EXERCISE REQUIREMENTS =>
Report how many lines include the word "React", and nothing besides that number.

[Stored data entries]
- - -

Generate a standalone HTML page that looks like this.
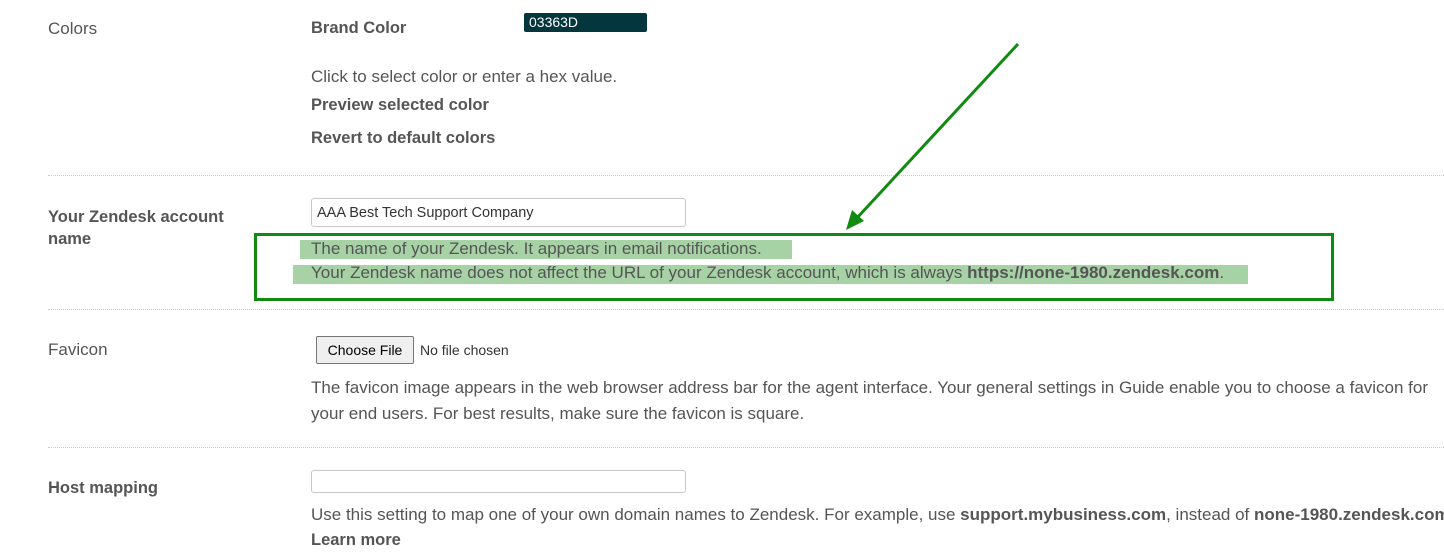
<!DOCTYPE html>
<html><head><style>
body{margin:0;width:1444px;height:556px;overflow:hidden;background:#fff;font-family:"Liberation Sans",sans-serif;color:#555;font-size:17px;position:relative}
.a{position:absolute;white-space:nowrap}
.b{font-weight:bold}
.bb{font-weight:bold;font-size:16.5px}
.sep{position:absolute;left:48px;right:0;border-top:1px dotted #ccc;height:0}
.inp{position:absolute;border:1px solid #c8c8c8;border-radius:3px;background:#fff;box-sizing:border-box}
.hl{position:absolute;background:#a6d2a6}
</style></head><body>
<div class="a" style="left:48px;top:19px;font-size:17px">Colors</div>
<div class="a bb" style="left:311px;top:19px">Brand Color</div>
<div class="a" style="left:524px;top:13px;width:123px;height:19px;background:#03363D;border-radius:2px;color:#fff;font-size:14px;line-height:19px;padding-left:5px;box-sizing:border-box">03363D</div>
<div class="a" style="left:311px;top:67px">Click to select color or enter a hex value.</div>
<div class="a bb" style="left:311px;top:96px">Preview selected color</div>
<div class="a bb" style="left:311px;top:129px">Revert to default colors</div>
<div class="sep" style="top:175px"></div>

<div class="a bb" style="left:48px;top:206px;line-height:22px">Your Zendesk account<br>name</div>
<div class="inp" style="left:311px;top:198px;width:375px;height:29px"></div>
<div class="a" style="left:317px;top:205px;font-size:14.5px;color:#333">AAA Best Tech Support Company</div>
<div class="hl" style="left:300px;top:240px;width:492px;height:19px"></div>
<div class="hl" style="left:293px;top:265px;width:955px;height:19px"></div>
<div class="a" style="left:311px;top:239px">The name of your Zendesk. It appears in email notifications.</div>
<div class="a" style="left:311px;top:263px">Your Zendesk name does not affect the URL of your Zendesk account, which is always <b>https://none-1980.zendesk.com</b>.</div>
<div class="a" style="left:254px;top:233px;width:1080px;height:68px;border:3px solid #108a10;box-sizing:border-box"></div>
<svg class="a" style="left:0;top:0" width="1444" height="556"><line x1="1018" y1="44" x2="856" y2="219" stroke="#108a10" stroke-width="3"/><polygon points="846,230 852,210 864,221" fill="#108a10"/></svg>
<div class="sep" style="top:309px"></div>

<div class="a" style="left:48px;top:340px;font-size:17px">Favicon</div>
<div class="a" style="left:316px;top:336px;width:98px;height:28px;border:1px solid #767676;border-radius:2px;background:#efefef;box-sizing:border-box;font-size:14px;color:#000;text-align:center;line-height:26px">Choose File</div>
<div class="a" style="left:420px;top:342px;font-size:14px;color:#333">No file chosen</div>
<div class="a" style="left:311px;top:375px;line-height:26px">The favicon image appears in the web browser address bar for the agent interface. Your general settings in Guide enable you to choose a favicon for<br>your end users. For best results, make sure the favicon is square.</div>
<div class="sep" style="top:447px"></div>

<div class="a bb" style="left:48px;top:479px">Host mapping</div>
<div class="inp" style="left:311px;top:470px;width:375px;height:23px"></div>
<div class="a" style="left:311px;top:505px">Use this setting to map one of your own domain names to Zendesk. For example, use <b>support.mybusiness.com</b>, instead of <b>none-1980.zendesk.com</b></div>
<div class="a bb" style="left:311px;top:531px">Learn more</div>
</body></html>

- - -

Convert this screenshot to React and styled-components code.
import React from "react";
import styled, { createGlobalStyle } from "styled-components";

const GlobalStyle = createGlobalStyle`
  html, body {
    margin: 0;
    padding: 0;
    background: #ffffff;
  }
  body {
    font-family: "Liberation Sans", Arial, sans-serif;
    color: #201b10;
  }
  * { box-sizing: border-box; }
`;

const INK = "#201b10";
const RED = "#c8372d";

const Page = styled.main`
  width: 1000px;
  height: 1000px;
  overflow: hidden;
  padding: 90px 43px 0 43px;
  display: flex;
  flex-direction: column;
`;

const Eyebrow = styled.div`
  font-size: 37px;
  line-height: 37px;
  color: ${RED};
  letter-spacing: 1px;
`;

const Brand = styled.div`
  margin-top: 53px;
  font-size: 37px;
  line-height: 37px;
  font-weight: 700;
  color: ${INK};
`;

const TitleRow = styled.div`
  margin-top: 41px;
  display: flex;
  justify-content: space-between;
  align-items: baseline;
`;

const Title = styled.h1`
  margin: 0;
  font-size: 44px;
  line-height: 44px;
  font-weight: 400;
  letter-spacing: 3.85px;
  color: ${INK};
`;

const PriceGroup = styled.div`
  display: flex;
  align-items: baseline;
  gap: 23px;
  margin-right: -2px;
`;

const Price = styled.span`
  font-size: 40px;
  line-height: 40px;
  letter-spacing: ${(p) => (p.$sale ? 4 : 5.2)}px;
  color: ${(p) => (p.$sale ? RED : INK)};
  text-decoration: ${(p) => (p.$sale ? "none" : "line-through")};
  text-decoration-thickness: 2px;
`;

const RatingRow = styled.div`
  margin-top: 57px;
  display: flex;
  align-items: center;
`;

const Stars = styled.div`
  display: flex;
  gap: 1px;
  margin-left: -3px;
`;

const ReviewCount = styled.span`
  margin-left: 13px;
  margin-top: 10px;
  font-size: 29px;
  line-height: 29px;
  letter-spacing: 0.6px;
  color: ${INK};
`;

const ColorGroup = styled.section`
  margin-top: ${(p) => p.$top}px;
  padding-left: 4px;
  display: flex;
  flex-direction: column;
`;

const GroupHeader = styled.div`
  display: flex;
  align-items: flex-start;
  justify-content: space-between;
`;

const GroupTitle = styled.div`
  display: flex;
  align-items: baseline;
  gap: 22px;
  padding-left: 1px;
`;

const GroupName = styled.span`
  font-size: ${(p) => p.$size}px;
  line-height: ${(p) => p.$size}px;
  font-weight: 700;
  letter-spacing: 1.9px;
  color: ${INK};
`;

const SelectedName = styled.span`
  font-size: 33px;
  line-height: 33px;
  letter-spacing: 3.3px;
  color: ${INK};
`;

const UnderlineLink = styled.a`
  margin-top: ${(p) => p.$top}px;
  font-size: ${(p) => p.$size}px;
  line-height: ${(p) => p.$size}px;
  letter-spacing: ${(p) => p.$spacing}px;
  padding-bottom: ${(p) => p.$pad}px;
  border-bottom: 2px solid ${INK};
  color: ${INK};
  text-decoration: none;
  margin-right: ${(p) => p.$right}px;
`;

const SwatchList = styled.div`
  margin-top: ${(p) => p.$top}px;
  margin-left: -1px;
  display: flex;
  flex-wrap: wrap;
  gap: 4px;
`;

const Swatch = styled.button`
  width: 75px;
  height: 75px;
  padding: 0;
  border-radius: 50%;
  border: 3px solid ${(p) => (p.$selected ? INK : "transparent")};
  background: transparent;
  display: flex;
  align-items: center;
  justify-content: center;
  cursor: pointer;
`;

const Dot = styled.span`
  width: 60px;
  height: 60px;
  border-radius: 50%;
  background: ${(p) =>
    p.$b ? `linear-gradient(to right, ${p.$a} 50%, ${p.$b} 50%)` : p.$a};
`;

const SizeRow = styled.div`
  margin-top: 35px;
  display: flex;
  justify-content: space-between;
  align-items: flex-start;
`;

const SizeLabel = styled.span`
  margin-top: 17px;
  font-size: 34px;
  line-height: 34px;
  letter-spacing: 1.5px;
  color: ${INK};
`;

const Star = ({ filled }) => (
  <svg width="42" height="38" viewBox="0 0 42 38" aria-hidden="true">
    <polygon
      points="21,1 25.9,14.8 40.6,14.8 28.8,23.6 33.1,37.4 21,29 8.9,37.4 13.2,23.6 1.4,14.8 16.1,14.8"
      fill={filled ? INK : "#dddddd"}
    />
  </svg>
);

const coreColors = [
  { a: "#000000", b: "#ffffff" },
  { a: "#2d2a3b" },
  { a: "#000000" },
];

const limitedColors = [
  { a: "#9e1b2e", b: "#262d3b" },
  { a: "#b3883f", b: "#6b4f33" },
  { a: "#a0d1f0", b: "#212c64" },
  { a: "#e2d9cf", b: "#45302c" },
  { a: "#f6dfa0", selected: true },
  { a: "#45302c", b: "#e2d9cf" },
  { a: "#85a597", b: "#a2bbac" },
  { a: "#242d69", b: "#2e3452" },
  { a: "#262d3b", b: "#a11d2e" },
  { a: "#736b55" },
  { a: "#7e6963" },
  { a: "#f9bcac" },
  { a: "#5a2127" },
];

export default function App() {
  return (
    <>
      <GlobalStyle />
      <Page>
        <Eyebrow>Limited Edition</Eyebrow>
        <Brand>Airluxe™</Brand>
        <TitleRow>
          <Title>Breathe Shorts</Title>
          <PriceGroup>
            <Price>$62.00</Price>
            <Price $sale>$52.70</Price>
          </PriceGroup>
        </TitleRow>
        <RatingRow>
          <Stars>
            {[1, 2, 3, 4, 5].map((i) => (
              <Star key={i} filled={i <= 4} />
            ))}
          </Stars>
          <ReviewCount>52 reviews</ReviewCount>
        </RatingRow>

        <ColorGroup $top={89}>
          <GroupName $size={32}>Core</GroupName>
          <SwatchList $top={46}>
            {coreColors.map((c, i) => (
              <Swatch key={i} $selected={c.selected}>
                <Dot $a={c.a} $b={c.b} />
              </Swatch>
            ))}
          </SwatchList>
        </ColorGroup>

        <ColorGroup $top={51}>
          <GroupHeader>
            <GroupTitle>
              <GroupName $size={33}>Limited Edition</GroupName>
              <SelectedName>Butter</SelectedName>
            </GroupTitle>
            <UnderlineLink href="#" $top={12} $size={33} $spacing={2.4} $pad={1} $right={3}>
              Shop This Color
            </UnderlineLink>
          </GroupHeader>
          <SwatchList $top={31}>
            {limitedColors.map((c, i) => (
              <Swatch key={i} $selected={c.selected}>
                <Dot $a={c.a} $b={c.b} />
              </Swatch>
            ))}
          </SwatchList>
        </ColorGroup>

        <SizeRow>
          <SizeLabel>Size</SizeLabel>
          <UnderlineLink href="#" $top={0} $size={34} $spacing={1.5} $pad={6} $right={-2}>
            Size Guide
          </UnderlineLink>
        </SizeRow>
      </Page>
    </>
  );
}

- - -

WRITTEN ANSWER =>
2